TASK PROMPT.
Select each line where the word "Emit" appears.

DATA TO USE.
>>>>

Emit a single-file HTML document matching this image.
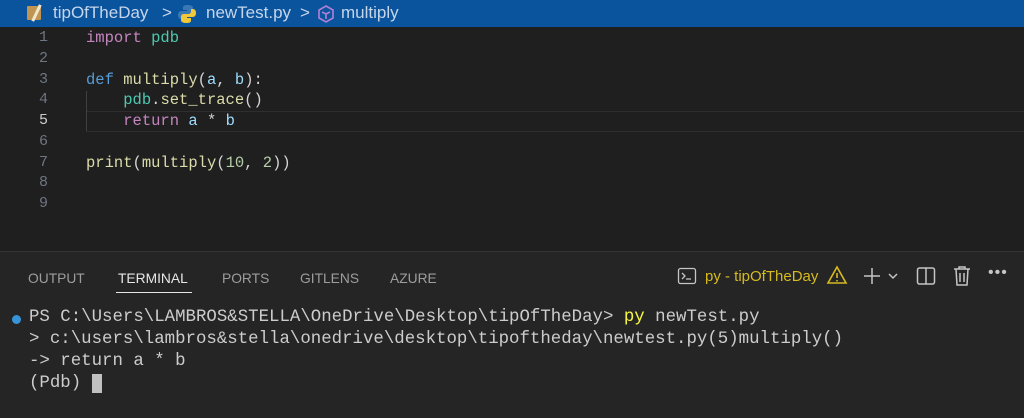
<!DOCTYPE html>
<html><head><meta charset="utf-8"><style>
body{margin:0;width:1024px;height:417px;background:#1f1f1f;overflow:hidden;position:relative;font-family:"Liberation Sans",sans-serif}
.hdr{position:absolute;left:0;top:0;width:1024px;height:27px;background:#0a539d;color:#c6d6ea;font-size:17px}
.hdr span{position:absolute;top:3px}
.code{position:absolute;font-family:"Liberation Mono",monospace;font-size:15.5px;white-space:pre}
.ln{position:absolute;left:20px;width:28px;text-align:right;font-family:"Liberation Mono",monospace;font-size:15px;color:#6e7681}
.kw{color:#c586c0}.fn{color:#dcdcaa}.mod{color:#4ec9b0}.v{color:#9cdcfe}.n{color:#b5cea8}.d{color:#569cd6}.p{color:#d4d4d4}
.panel{position:absolute;left:0;top:251px;width:1024px;height:166px;background:#252526;border-top:1px solid #333}
.tab{position:absolute;top:19px;font-size:13.8px;color:#9d9d9d}
.term{position:absolute;left:29px;font-family:"Liberation Mono",monospace;font-size:17.4px;color:#cccccc;white-space:pre}
</style></head><body>
<div class="hdr">
<div style="position:absolute;left:27px;top:6px;width:14px;height:14px;background:#c09553;border-radius:1px"></div>
<div style="position:absolute;left:35px;top:4px;width:3px;height:18px;background:#f0e6c8;transform:rotate(25deg)"></div>
<span style="left:53px">tipOfTheDay</span>
<span style="left:162px">&gt;</span>
<svg style="position:absolute;left:177px;top:4px" width="20" height="20" viewBox="0 0 20 20"><path d="M10 1c-4 0-4 2-4 3v2h4v1H4c-2 0-3 2-3 4s1 4 3 4h2v-2c0-2 1-3 3-3h4c2 0 3-1 3-3V4c0-2-2-3-6-3z" fill="#3a78b5"/><path d="M10 19c4 0 4-2 4-3v-2h-4v-1h6c2 0 3-2 3-4s-1-4-3-4h-2v2c0 2-1 3-3 3H7c-2 0-3 1-3 3v3c0 2 2 3 6 3z" fill="#f0c83a"/></svg>
<span style="left:206px">newTest.py</span>
<span style="left:300px">&gt;</span>
<svg style="position:absolute;left:316px;top:4px" width="20" height="20" viewBox="0 0 20 20" fill="none" stroke="#b180d7" stroke-width="1.6"><path d="M10 2l7 4v8l-7 4-7-4V6z"/><path d="M6 8l4 2 4-2M10 10v5"/></svg>
<span style="left:341px">multiply</span>
</div>
<div class="ln" style="top:29px">1</div><div class="ln" style="top:50px">2</div><div class="ln" style="top:71px">3</div><div class="ln" style="top:91px">4</div><div class="ln" style="top:112px;color:#cccccc">5</div><div class="ln" style="top:133px">6</div><div class="ln" style="top:154px">7</div><div class="ln" style="top:174px">8</div><div class="ln" style="top:195px">9</div>
<div style="position:absolute;left:86px;top:111px;width:938px;height:19px;border-top:1px solid #2e2e2e;border-bottom:1px solid #2e2e2e"></div>
<div style="position:absolute;left:86px;top:91px;width:1px;height:40px;background:#404040"></div>
<div class="code" style="left:86px;top:29px"><span class="kw">import</span> <span class="mod">pdb</span></div>
<div class="code" style="left:86px;top:71px"><span class="d">def</span> <span class="fn">multiply</span><span class="p">(</span><span class="v">a</span><span class="p">, </span><span class="v">b</span><span class="p">):</span></div>
<div class="code" style="left:86px;top:91px">    <span class="mod">pdb</span><span class="p">.</span><span class="fn">set_trace</span><span class="p">()</span></div>
<div class="code" style="left:86px;top:112px">    <span class="kw">return</span> <span class="v">a</span> <span class="p">*</span> <span class="v">b</span></div>
<div class="code" style="left:86px;top:154px"><span class="fn">print</span><span class="p">(</span><span class="fn">multiply</span><span class="p">(</span><span class="n">10</span><span class="p">, </span><span class="n">2</span><span class="p">))</span></div>
<div class="panel">
<span class="tab" style="left:28px">OUTPUT</span>
<span class="tab" style="left:118px;color:#e7e7e7">TERMINAL</span>
<div style="position:absolute;left:116px;top:40px;width:76px;height:1px;background:#e7e7e7"></div>
<span class="tab" style="left:222px">PORTS</span>
<span class="tab" style="left:300px">GITLENS</span>
<span class="tab" style="left:390px">AZURE</span>
<svg style="position:absolute;left:677px;top:14px" width="20" height="20" viewBox="0 0 20 20" fill="none" stroke="#c5c5c5" stroke-width="1.3"><rect x="1.5" y="2.5" width="17" height="15" rx="2"/><path d="M5 7l3 3-3 3M9 13h5"/></svg>
<span style="position:absolute;left:705px;top:16px;font-size:15px;color:#d7ba1f">py - tipOfTheDay</span>
<svg style="position:absolute;left:826px;top:13px" width="22" height="20" viewBox="0 0 22 20" fill="none" stroke="#d7ba1f" stroke-width="1.6"><path d="M11 2L20 18H2z"/><path d="M11 8v5M11 15v1.5"/></svg>
<svg style="position:absolute;left:862px;top:14px" width="40" height="20" viewBox="0 0 40 20" fill="none" stroke="#c5c5c5" stroke-width="1.5"><path d="M10 2v16M2 10h16M27 8l4 4 4-4"/></svg>
<svg style="position:absolute;left:916px;top:14px" width="20" height="20" viewBox="0 0 20 20" fill="none" stroke="#c5c5c5" stroke-width="1.5"><rect x="1.5" y="2" width="17" height="16" rx="2"/><path d="M10 2v16"/></svg>
<svg style="position:absolute;left:952px;top:13px" width="20" height="22" viewBox="0 0 20 22" fill="none" stroke="#c5c5c5" stroke-width="1.5"><path d="M2 4h16M7 4V2h6v2M4 4l1 16h10l1-16M8 8v9M12 8v9"/></svg>
<span style="position:absolute;left:988px;top:12px;font-size:16px;color:#c5c5c5;letter-spacing:1px">•••</span>
<div style="position:absolute;left:12px;top:63px;width:9px;height:9px;border-radius:50%;background:#3794d9"></div>
<div class="term" style="top:56px">PS C:\Users\LAMBROS&amp;STELLA\OneDrive\Desktop\tipOfTheDay&gt; <span style="color:#f5f543">py</span> newTest.py</div>
<div class="term" style="top:78px">&gt; c:\users\lambros&amp;stella\onedrive\desktop\tipoftheday\newtest.py(5)multiply()</div>
<div class="term" style="top:100px">-&gt; return a * b</div>
<div class="term" style="top:122px">(Pdb) <span style="background:#c0c0c0">&nbsp;</span></div>
</div>
</body></html>
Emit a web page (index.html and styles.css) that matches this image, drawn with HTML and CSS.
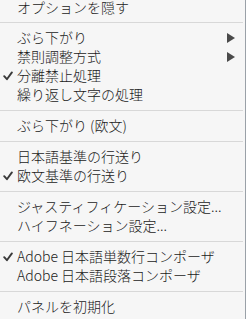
FILE: index.html
```html
<!DOCTYPE html>
<html lang="ja">
<head>
<meta charset="utf-8">
<link rel="stylesheet" href="styles.css">
</head>
<body>
<div class="menu">
  <div class="item first"><span class="label">オプションを隠す</span></div>
  <div class="sep"></div>
  <div class="item"><span class="label">ぶら下がり</span><span class="arrow"></span></div>
  <div class="item"><span class="label">禁則調整方式</span><span class="arrow"></span></div>
  <div class="item"><span class="check"><svg viewBox="0 0 10 10" width="10" height="10"><path d="M1.2 5.2 L3.9 8.2 L8.9 1.4" fill="none" stroke="#3a3a3a" stroke-width="1.9" stroke-linecap="round" stroke-linejoin="round"/></svg></span><span class="label">分離禁止処理</span></div>
  <div class="item"><span class="label">繰り返し文字の処理</span></div>
  <div class="sep"></div>
  <div class="item"><span class="label">ぶら下がり (欧文)</span></div>
  <div class="sep"></div>
  <div class="item"><span class="label">日本語基準の行送り</span></div>
  <div class="item"><span class="check"><svg viewBox="0 0 10 10" width="10" height="10"><path d="M1.2 5.2 L3.9 8.2 L8.9 1.4" fill="none" stroke="#3a3a3a" stroke-width="1.9" stroke-linecap="round" stroke-linejoin="round"/></svg></span><span class="label">欧文基準の行送り</span></div>
  <div class="sep"></div>
  <div class="item"><span class="label">ジャスティフィケーション設定...</span></div>
  <div class="item"><span class="label">ハイフネーション設定...</span></div>
  <div class="sep"></div>
  <div class="item"><span class="check"><svg viewBox="0 0 10 10" width="10" height="10"><path d="M1.2 5.2 L3.9 8.2 L8.9 1.4" fill="none" stroke="#3a3a3a" stroke-width="1.9" stroke-linecap="round" stroke-linejoin="round"/></svg></span><span class="label">Adobe 日本語単数行コンポーザ</span></div>
  <div class="item"><span class="label">Adobe 日本語段落コンポーザ</span></div>
  <div class="sep"></div>
  <div class="item"><span class="label">パネルを初期化</span></div>
</div>
</body>
</html>
```

FILE: styles.css
```css
html, body {
  margin: 0;
  padding: 0;
}
body {
  background: #9aa1a8;
  width: 246px;
  height: 319px;
  overflow: hidden;
}
.menu {
  width: 245px;
  padding-bottom: 10px;
  background: #f6f6f6;
  font-family: "Noto Sans CJK JP", "Noto Sans", sans-serif;
  font-size: 14px;
  font-weight: 300;
  color: #1a1a1a;
}
.item {
  display: grid;
  grid-template-columns: 17px 1fr 19px;
  align-items: center;
  height: 19px;
  line-height: 19px;
}
.item.first {
  height: 16px;
  line-height: 16px;
  align-items: start;
}
.label {
  grid-column: 2;
  white-space: nowrap;
}
.first .label {
  line-height: 14px;
}
.check {
  grid-column: 1;
  grid-row: 1;
  display: flex;
  justify-content: flex-start;
  padding-left: 3px;
  padding-top: 1px;
}
.check svg {
  display: block;
}
.arrow {
  grid-column: 3;
  grid-row: 1;
  width: 0;
  height: 0;
  border-left: 8px solid #4a4a4a;
  border-top: 5px solid transparent;
  border-bottom: 5px solid transparent;
  margin-left: 1px;
}
.sep {
  height: 1px;
  margin: 6px 2px 5px 0;
  background: #d8d8d8;
}
```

<<<<

THE COMPLETED TASK.
Emit a single-file HTML document matching this image.
Emit a web page (index.html and styles.css) that matches this image, drawn with HTML and CSS.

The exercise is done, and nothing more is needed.